If you find no hardware, return ENODEV. If you find hardware, but something is wrong and you're not prepared to publish any devices, return ENOSYS or ENOENT. If all is OK, return B_OK.

Next, the hook publish_devices() will be called. It should return a pointer to an array of C string pointers, one per device you want to publish, and terminated by a NULL pointer. For a hypothetical "Pixtor" driver which publishes one device per installed hardware card, up to a maximum of four installed cards, you'll typically have a global variable "names", like so:

static char * names[5] = {
  "video/pixtor/1",
  "video/pixtor/2",
  "video/pixtor/3",
  "video/pixtor/4",
  NULL  /* init_driver() sets unavailable slots to NULL */
};

In init_driver() you will allocate a name string per device you find (unless a static array will work, as shown), and make the corresponding slot in names point to that string. Then you can just return the names array in publish_devices():

const char ** publish_devices() {
  if (names[0] == NULL) return NULL;
  return names;
}

Note that the names assume they live under /dev/ and thus should NOT contain that part; a typical name may be video/pixtor/1.

Naming Detour

How does the devfs file system know which driver to open when a program asks for the device named /dev/foo/bar/1? Under R3, devfs opened all drivers when the system booted and called their publish_devices() function, so it could know what devices were available. However, this mechanism doesn't scale well with an increasing number of drivers available for BeOS, and a new mechanism was introduced in R4.
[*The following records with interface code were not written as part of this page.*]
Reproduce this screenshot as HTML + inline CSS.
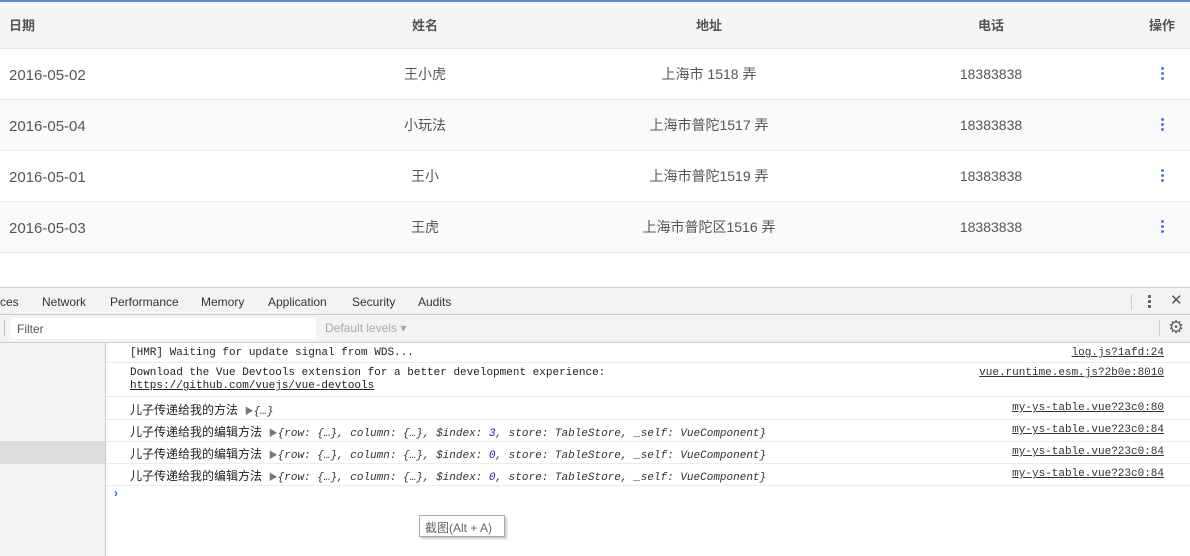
<!DOCTYPE html>
<html><head><meta charset="utf-8"><style>
*{margin:0;padding:0;box-sizing:border-box}
body{width:1190px;height:556px;overflow:hidden;background:#fff;font-family:"Liberation Sans","Noto Sans CJK SC",sans-serif;position:relative}
.abs{position:absolute}
.row{position:absolute;left:0;width:1190px;height:51px;border-bottom:1px solid #ebebeb;font-size:14px;color:#555}
.row span{position:absolute;top:16px;line-height:18px;height:18px;white-space:nowrap}
.row .d{font-size:15px;top:18px}
.c2{left:425px;transform:translateX(-50%)}
.c3{left:709px;transform:translateX(-50%)}
.c4{left:991px;transform:translateX(-50%)}
.dots{position:absolute;left:1161px;top:18px;width:3px}
.dots i{display:block;width:3px;height:3px;background:#4a7fd8;border-radius:50%;margin-bottom:2px}
.tab{position:absolute;top:295px;font-size:12px;color:#333}
.crow{position:absolute;left:106px;width:1084px;border-bottom:1px solid #ececec;font-family:"Liberation Mono","Noto Sans CJK SC",monospace;font-size:11px;color:#222}
.crow .m{position:absolute;left:24px}
.crow .src{position:absolute;right:26px;text-decoration:underline;color:#333}
.cn{font-family:"Liberation Sans","Noto Sans CJK SC",sans-serif;font-size:12px}
.it{font-style:italic;color:#333}
.n{color:#1a1aa6}
.h{position:absolute;top:17px;font-size:13px;color:#555;font-weight:bold;line-height:18px}
</style></head><body>
<div class="abs" style="left:0;top:0;width:1190px;height:49px;background:#f5f5f5;border-top:2px solid #5b8ad8;border-bottom:1px solid #e6e6e6"></div>
<div class="h" style="left:9px">日期</div>
<div class="h" style="left:425px;transform:translateX(-50%)">姓名</div>
<div class="h" style="left:709px;transform:translateX(-50%)">地址</div>
<div class="h" style="left:991px;transform:translateX(-50%)">电话</div>
<div class="h" style="left:1149px">操作</div>

<div class="row" style="top:49px"><span class="d" style="left:9px">2016-05-02</span><span class="c2">王小虎</span><span class="c3">上海市 1518 弄</span><span class="c4">18383838</span><div class="dots"><i></i><i></i><i></i></div></div>
<div class="row" style="top:100px;background:#fafafa"><span class="d" style="left:9px">2016-05-04</span><span class="c2">小玩法</span><span class="c3">上海市普陀1517 弄</span><span class="c4">18383838</span><div class="dots"><i></i><i></i><i></i></div></div>
<div class="row" style="top:151px"><span class="d" style="left:9px">2016-05-01</span><span class="c2">王小</span><span class="c3">上海市普陀1519 弄</span><span class="c4">18383838</span><div class="dots"><i></i><i></i><i></i></div></div>
<div class="row" style="top:202px;background:#fafafa"><span class="d" style="left:9px">2016-05-03</span><span class="c2">王虎</span><span class="c3">上海市普陀区1516 弄</span><span class="c4">18383838</span><div class="dots"><i></i><i></i><i></i></div></div>

<div class="abs" style="left:0;top:287px;width:1190px;height:28px;background:#f3f3f3;border-top:1px solid #ccc;border-bottom:1px solid #ccc"></div>
<div class="tab" style="left:-4px">rces</div>
<div class="tab" style="left:42px">Network</div>
<div class="tab" style="left:110px">Performance</div>
<div class="tab" style="left:201px">Memory</div>
<div class="tab" style="left:268px">Application</div>
<div class="tab" style="left:352px">Security</div>
<div class="tab" style="left:418px">Audits</div>
<div class="abs" style="left:1131px;top:294px;width:1px;height:16px;background:#ccc"></div>
<div class="abs" style="left:1148px;top:295px;width:3px"><div style="width:3px;height:3px;background:#666;margin-bottom:2px"></div><div style="width:3px;height:3px;background:#666;margin-bottom:2px"></div><div style="width:3px;height:3px;background:#666"></div></div>
<div class="abs" style="left:1170px;top:291px;font-size:15px;color:#555">✕</div>
<div class="abs" style="left:0;top:315px;width:1190px;height:27px;background:#f3f3f3"></div>
<div class="abs" style="left:4px;top:320px;width:1px;height:16px;background:#bbb"></div>
<div class="abs" style="left:11px;top:318px;width:305px;height:21px;background:#fff"></div>
<div class="abs" style="left:17px;top:322px;font-size:12px;color:#555">Filter</div>
<div class="abs" style="left:325px;top:321px;font-size:12px;color:#aaa">Default levels ▾</div>
<div class="abs" style="left:1159px;top:320px;width:1px;height:16px;background:#ccc"></div>
<div class="abs" style="left:1168px;top:317px;font-size:18px;color:#666">⚙</div>
<div class="abs" style="left:0;top:342px;width:1190px;height:1px;background:#ccc"></div>
<div class="abs" style="left:0;top:343px;width:106px;height:213px;background:#f3f3f3;border-right:1px solid #ccc"></div>
<div class="abs" style="left:0;top:441px;width:105px;height:23px;background:#ddd"></div>

<div class="crow" style="top:343px;height:20px"><span class="m" style="top:4px">[HMR] Waiting for update signal from WDS...</span><span class="src" style="top:4px">log.js?1afd:24</span></div>
<div class="crow" style="top:363px;height:34px"><span class="m" style="top:4px;line-height:13px">Download the Vue Devtools extension for a better development experience:<br><u>https://github.com/vuejs/vue-devtools</u></span><span class="src" style="top:4px">vue.runtime.esm.js?2b0e:8010</span></div>
<div class="crow" style="top:397px;height:23px"><span class="m" style="top:4px"><span class="cn">儿子传递给我的方法</span> <span style="color:#777;font-size:9px">▶</span><span class="it">{…}</span></span><span class="src" style="top:5px">my-ys-table.vue?23c0:80</span></div>
<div class="crow" style="top:420px;height:22px"><span class="m" style="top:3px"><span class="cn">儿子传递给我的编辑方法</span> <span style="color:#777;font-size:9px">▶</span><span class="it">{row: {…}, column: {…}, $index: <span class="n">3</span>, store: TableStore, _self: VueComponent}</span></span><span class="src" style="top:4px">my-ys-table.vue?23c0:84</span></div>
<div class="crow" style="top:442px;height:22px"><span class="m" style="top:3px"><span class="cn">儿子传递给我的编辑方法</span> <span style="color:#777;font-size:9px">▶</span><span class="it">{row: {…}, column: {…}, $index: <span class="n">0</span>, store: TableStore, _self: VueComponent}</span></span><span class="src" style="top:4px">my-ys-table.vue?23c0:84</span></div>
<div class="crow" style="top:464px;height:22px"><span class="m" style="top:3px"><span class="cn">儿子传递给我的编辑方法</span> <span style="color:#777;font-size:9px">▶</span><span class="it">{row: {…}, column: {…}, $index: <span class="n">0</span>, store: TableStore, _self: VueComponent}</span></span><span class="src" style="top:4px">my-ys-table.vue?23c0:84</span></div>
<div class="abs" style="left:114px;top:486px;font-size:12px;color:#2a6fd6;font-weight:bold">›</div>
<div class="abs" style="left:419px;top:515px;width:86px;height:22px;border:1px solid #aaa;background:#fff;box-shadow:2px 2px 2px #ccc;font-size:12px;color:#666;padding:3px 0 0 5px;font-family:'Liberation Sans','Noto Sans CJK SC',sans-serif">截图(Alt + A)</div>
</body></html>
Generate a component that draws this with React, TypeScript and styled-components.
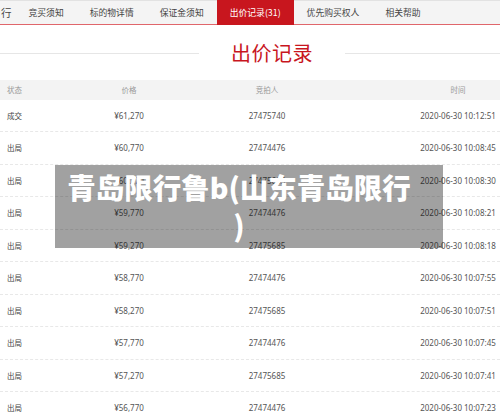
import React from "react";
import styled, { createGlobalStyle } from "styled-components";

const RED = "#c8161e";

const GlobalStyle = createGlobalStyle`
  html, body {
    margin: 0;
    padding: 0;
    background: #fff;
    overflow: hidden;
  }
  body {
    font-family: "Noto Sans", "Noto Sans CJK SC", sans-serif;
  }
`;

const Page = styled.div`
  position: relative;
  width: 500px;
  height: 415px;
  overflow: hidden;
`;

const TabBar = styled.div`
  display: flex;
  height: 25px;
  background: #f4f4f4;
  border-top: 1px solid #e2e2e2;
  border-bottom: 1px solid #e0666b;
  box-sizing: border-box;
`;

const Tab = styled.div<{ $active?: boolean; $clipped?: boolean }>`
  display: flex;
  align-items: center;
  padding: ${({ $clipped }) => ($clipped ? "0 4px 0 1px" : "0 13px")};
  margin-top: -1px;
  height: 25px;
  font-family: "Noto Sans CJK SC", sans-serif;
  font-size: ${({ $clipped }) => ($clipped ? "10.5px" : "8.8px")};
  white-space: nowrap;
  color: ${({ $active }) => ($active ? "#fff" : "#444")};
  background: ${({ $active }) => ($active ? RED : "transparent")};
`;

const TitleRow = styled.div`
  display: grid;
  grid-template-columns: 199px 1fr 155px;
  align-items: center;
  height: 55px;
`;

const Rule = styled.div`
  height: 1px;
  background: #e6e6e6;
  margin-top: 2px;
`;

const Title = styled.h2`
  margin: 0;
  text-align: center;
  font-family: "Noto Sans CJK SC", sans-serif;
  font-weight: 400;
  font-size: 20px;
  letter-spacing: 0.5px;
  color: ${RED};
`;

const Row = styled.div<{ $head?: boolean }>`
  display: grid;
  grid-template-columns: 60px 138px 138px 1fr;
  align-items: center;
  height: ${({ $head }) => ($head ? "19.5px" : "32.5px")};
  box-sizing: border-box;
  background: ${({ $head }) => ($head ? "#f3f3f3" : "#fff")};
  border-bottom: ${({ $head }) => ($head ? "none" : "1px dashed #e8e8e8")};
  font-size: 8px;
  color: ${({ $head }) => ($head ? "#9a9a9a" : "#555")};
`;

const Status = styled.div<{ $dark?: boolean }>`
  padding-left: 7px;
  font-family: "Noto Sans CJK SC", sans-serif;
  font-size: 7.5px;
  color: ${({ $dark }) => ($dark ? "#444" : "inherit")};
`;

const Cell = styled.div<{ $cjk?: boolean }>`
  text-align: center;
  font-family: ${({ $cjk }) =>
    $cjk ? `"Noto Sans CJK SC", sans-serif` : `"Noto Sans", "Noto Sans CJK SC", sans-serif`};
  font-size: ${({ $cjk }) => ($cjk ? "7.5px" : "8px")};
  white-space: nowrap;
`;

const TimeCell = styled(Cell)`
  justify-self: end;
  width: 84px;
`;

// translucent banner laid over the bid list
const Overlay = styled.div`
  position: absolute;
  left: 55px;
  top: 165px;
  width: 388px;
  height: 83px;
  box-sizing: border-box;
  padding: 3px 30px 0 10px;
  background: rgba(0, 0, 0, 0.37);
  color: #fff;
  text-align: center;
  font-family: "Noto Sans CJK SC", sans-serif;
  font-weight: 900;
  font-size: 28.5px;
  line-height: 38px;
  line-break: anywhere;
`;

const tabs = ["竞买须知", "标的物详情", "保证金须知", "出价记录(31)", "优先购买权人", "相关帮助"];

const bids = [
  ["成交", "¥61,270", "27475740", "2020-06-30 10:12:51"],
  ["出局", "¥60,770", "27474476", "2020-06-30 10:08:45"],
  ["出局", "¥60,270", "27475685", "2020-06-30 10:08:30"],
  ["出局", "¥59,770", "27474476", "2020-06-30 10:08:21"],
  ["出局", "¥59,270", "27475685", "2020-06-30 10:08:18"],
  ["出局", "¥58,770", "27474476", "2020-06-30 10:07:55"],
  ["出局", "¥58,270", "27475685", "2020-06-30 10:07:51"],
  ["出局", "¥57,770", "27474476", "2020-06-30 10:07:45"],
  ["出局", "¥57,270", "27475685", "2020-06-30 10:07:41"],
  ["出局", "¥56,770", "27474476", "2020-06-30 10:07:23"],
];

export default function App() {
  return (
    <Page>
      <GlobalStyle />
      <TabBar>
        <Tab $clipped>行</Tab>
        {tabs.map((t) => (
          <Tab key={t} $active={t.startsWith("出价")}>
            {t}
          </Tab>
        ))}
      </TabBar>

      <TitleRow>
        <Rule />
        <Title>出价记录</Title>
        <Rule />
      </TitleRow>

      <Row $head>
        <Status>状态</Status>
        <Cell $cjk>价格</Cell>
        <Cell $cjk>竞拍人</Cell>
        <TimeCell $cjk>时间</TimeCell>
      </Row>
      {bids.map(([status, price, bidder, time]) => (
        <Row key={time}>
          <Status $dark>{status}</Status>
          <Cell>{price}</Cell>
          <Cell>{bidder}</Cell>
          <TimeCell>{time}</TimeCell>
        </Row>
      ))}

      <Overlay>青岛限行鲁b(山东青岛限行)</Overlay>
    </Page>
  );
}
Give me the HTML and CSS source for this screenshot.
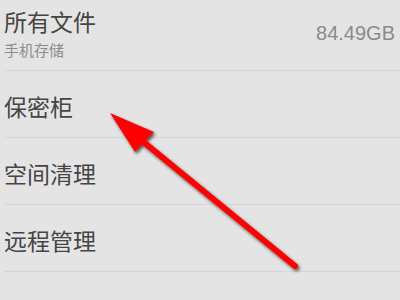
FILE: index.html
```html
<!DOCTYPE html>
<html>

<head>
    <title>文件管理</title>
    <link rel="stylesheet" href="styles.css">
</head>

<body>
    <div class="list">
        <div class="row row-first">
            <div class="row-text">
                <div class="row-title">所有文件</div>
                <div class="row-sub">手机存储</div>
            </div>
            <div class="row-size">84.49GB</div>
        </div>
        <div class="row">
            <div class="row-title">保密柜</div>
        </div>
        <div class="row">
            <div class="row-title">空间清理</div>
        </div>
        <div class="row">
            <div class="row-title">远程管理</div>
        </div>
        <div class="row row-last"></div>
    </div>

    <svg class="arrow" width="400" height="300" viewBox="0 0 400 300">
        <defs>
            <filter id="shadow" x="-20%" y="-20%" width="140%" height="140%">
                <feDropShadow dx="1.5" dy="2" stdDeviation="1.6" flood-color="#222" flood-opacity="0.75" />
            </filter>
        </defs>
        <g filter="url(#shadow)">
            <line x1="295" y1="266" x2="135" y2="135" stroke="#ff0000" stroke-width="6" stroke-linecap="round" />
            <polygon points="110,113 154,132 135,152" fill="#ff0000" />
        </g>
    </svg>
</body>

</html>
```

FILE: styles.css
```css
body {
    margin: 0;
    width: 400px;
    height: 300px;
    overflow: hidden;
    background-color: #e4e4e4;
    font-family: "Noto Sans CJK SC", "Liberation Sans", sans-serif;
    position: relative;
}

.list {
    display: flex;
    flex-direction: column;
    padding-left: 4px;
}

.row {
    height: 66px;
    border-bottom: 1px solid #d6d6d6;
    display: flex;
    align-items: center;
    justify-content: space-between;
    padding-right: 5px;
}

.row-first {
    height: 70px;
    align-items: flex-start;
}

.row-text {
    display: flex;
    flex-direction: column;
    gap: 6px;
    padding-top: 8px;
}

.row-title {
    font-size: 23px;
    line-height: 27px;
    color: #454545;
}

.row-sub {
    font-size: 15px;
    line-height: 18px;
    color: #8c8c8c;
}

.row-size {
    font-family: "Liberation Sans", sans-serif;
    font-size: 20px;
    color: #8a8a8a;
    padding-top: 22px;
}

.row + .row .row-title {
    padding-top: 4px;
}

.row-last {
    height: 26px;
    border-bottom: 0;
}

.arrow {
    position: absolute;
    left: 0;
    top: 0;
}
```
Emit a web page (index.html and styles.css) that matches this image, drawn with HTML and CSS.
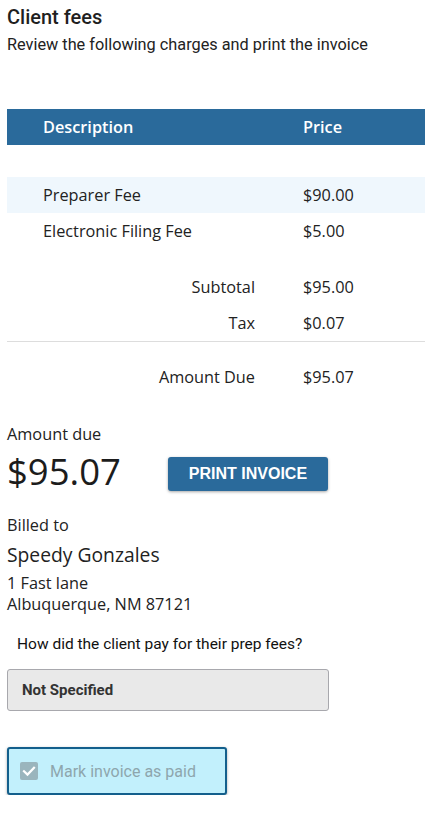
FILE: index.html
```html
<!DOCTYPE html>
<html>
<head>
<meta charset="utf-8">
<link rel="stylesheet" href="styles.css">
</head>
<body>
<div class="page">
  <h1 class="title">Client fees</h1>
  <p class="subtitle">Review the following charges and print the invoice</p>

  <div class="fees">
    <div class="row head"><div class="desc">Description</div><div class="price">Price</div></div>
    <div class="row spacer"></div>
    <div class="row shaded"><div class="desc">Preparer Fee</div><div class="price">$90.00</div></div>
    <div class="row"><div class="desc">Electronic Filing Fee</div><div class="price">$5.00</div></div>
    <div class="totals">
      <div class="row"><div class="label">Subtotal</div><div class="price">$95.00</div></div>
      <div class="row"><div class="label">Tax</div><div class="price">$0.07</div></div>
    </div>
    <div class="row due"><div class="label">Amount Due</div><div class="price">$95.07</div></div>
  </div>

  <div class="summary">
    <div class="due-label">Amount due</div>
    <div class="due-line">
      <div class="due-amount">$95.07</div>
      <button class="print-btn">PRINT INVOICE</button>
    </div>
  </div>

  <div class="billed">
    <div class="billed-label">Billed to</div>
    <div class="billed-name">Speedy Gonzales</div>
    <div class="billed-addr">1 Fast lane<br>Albuquerque, NM 87121</div>
  </div>

  <div class="pay-question">How did the client pay for their prep fees?</div>
  <div class="select">Not Specified</div>

  <label class="paid-box">
    <span class="check">
      <svg width="18" height="18" viewBox="0 0 18 18"><path d="M4 9.2 L7.5 12.6 L14 5.8" fill="none" stroke="#fff" stroke-width="2.2" stroke-linecap="square"/></svg>
    </span>
    <span class="paid-text">Mark invoice as paid</span>
  </label>
</div>
</body>
</html>
```
FILE: styles.css
```css
* { box-sizing: border-box; }
body {
  margin: 0;
  background: #fff;
  color: #222;
  font-family: "Open Sans", sans-serif;
}
.page {
  padding: 5px 2px 0 7px;
}
.title {
  font-family: Roboto, sans-serif;
  font-weight: 500;
  font-size: 20px;
  line-height: 24px;
  margin: 0;
  color: #1f1f1f;
}
.subtitle {
  font-family: Roboto, sans-serif;
  font-size: 16.3px;
  line-height: 20px;
  margin: 6px 0 0;
  color: #222;
}
.fees {
  margin-top: 54px;
  font-size: 16.3px;
}
.row {
  display: grid;
  grid-template-columns: 260px 1fr;
  height: 36px;
  align-items: center;
}
.row .desc { padding-left: 36px; }
.row .price { padding-left: 36px; }
.row.head {
  background: #2a6a9b;
  color: #fff;
  font-weight: 600;
}
.row.spacer { height: 32px; }
.row.shaded { background: #eff7fd; }
.row .label { text-align: right; padding-right: 12px; }
.totals {
  margin-top: 20px;
  border-bottom: 1px solid #ddd;
}
.row.due { margin-top: 17px; }
.summary { margin-top: 28px; }
.due-label { font-size: 16.3px; line-height: 22px; }
.due-line {
  display: flex;
  align-items: flex-start;
  gap: 47px;
  margin-top: 4px;
}
.due-amount {
  font-size: 36.5px;
  line-height: 40px;
  margin-top: 2px;
  color: #1c1c1c;
}
.print-btn {
  width: 160px;
  height: 34px;
  margin-top: 8px;
  border: none;
  border-radius: 3px;
  background: #2a6a9b;
  color: #fff;
  font-family: "Liberation Sans", Arial, sans-serif;
  font-weight: 700;
  font-size: 16px;
  box-shadow: 0 1px 3px rgba(0,0,0,0.35);
}
.billed { margin-top: 23px; }
.billed-label { font-size: 16.3px; line-height: 22px; }
.billed-name { font-size: 19.3px; line-height: 26px; margin-top: 6px; }
.billed-addr { font-size: 16.3px; line-height: 21px; margin-top: 5px; }
.pay-question {
  font-family: Roboto, sans-serif;
  font-size: 15.5px;
  line-height: 20px;
  margin: 19px 0 0 10px;
  color: #111;
}
.select {
  width: 322px;
  height: 42px;
  margin-top: 15px;
  background: #e9e9e9;
  border: 1px solid #a8a8ad;
  border-radius: 3px;
  font-family: Roboto, sans-serif;
  font-weight: 700;
  font-size: 15px;
  color: #333;
  padding-left: 14px;
  display: flex;
  align-items: center;
}
.paid-box {
  margin-top: 36px;
  width: 220px;
  height: 48px;
  display: flex;
  align-items: center;
  gap: 12px;
  padding-left: 11px;
  background: #c2f0fc;
  border: 2px solid #135f8c;
  border-radius: 3px;
  box-shadow: 0 1px 3px rgba(0,0,0,0.35);
}
.check {
  width: 18px;
  height: 18px;
  background: #9ab5bd;
  border-radius: 2px;
  display: flex;
}
.paid-text {
  font-family: Roboto, sans-serif;
  font-size: 16px;
  color: #8ea6ad;
}
```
Inside /system/add-ons/kernel/drivers (and ~/config/add-ons/kernel/drivers) there are now two folders, dev and bin. All driver binaries go into bin, and symlinks to the drivers go into the appropriate subdirectory of dev. Thus the hypothetical Pixtor driver would put the driver in ...kernel/drivers/bin, and put a symlink to that driver in ...kernel/drivers/dev/video. The symlink has to be put there by the installation program or script for the driver, or, for development purposes, by the driver build process.

Thus, when a client calls open("/dev/video/pixtor/1") or opendir("/dev/video/"), devfs will scan all symlinks found in ...kernel/drivers/dev/video (and subdirectories thereof) and open the referenced drivers to call their init_driver() and publish_devices() functions, in order to figure out which driver(s) publish devices that would interest the client. Devfs is reasonably smart about only doing this once, and it uses the modification date of the driver in .../bin to do that, so when you replace your driver with a newer copy, subsequent open() calls for your driver will cause devfs to load the new version (once all the old clients have closed the old driver).

Not having to reboot for the new driver to be found is one of my favorite features of BeOS for driver development.

Getting to Open

When a client decides to open one of your devices, the kernel calls your find_device() hook with the name in question. It's up to you to map this name (which you previously published in publish_devices()) to the right device type within your driver. If you support only one device type, this is easy; even if you support more than one, a simple strncmp() is typically sufficient.

A "device type" consists of a set of function pointers that define the interface for a device. In Drivers.h you'll find the struct device_hooks, which is what should be returned from find_device(). The hooks for open, close, free, read, write, and control must be implemented; the hooks for select, deselect, readv, and writev are optional.

If you don't implement readv/writev, the kernel will emulate these functions by repeatedly calling your read/write hooks, which may be less efficient than if you supported the readv/writev functions directly. Don't confuse the hook name select() with the Net Kit function select(); currently they have nothing to do with each other.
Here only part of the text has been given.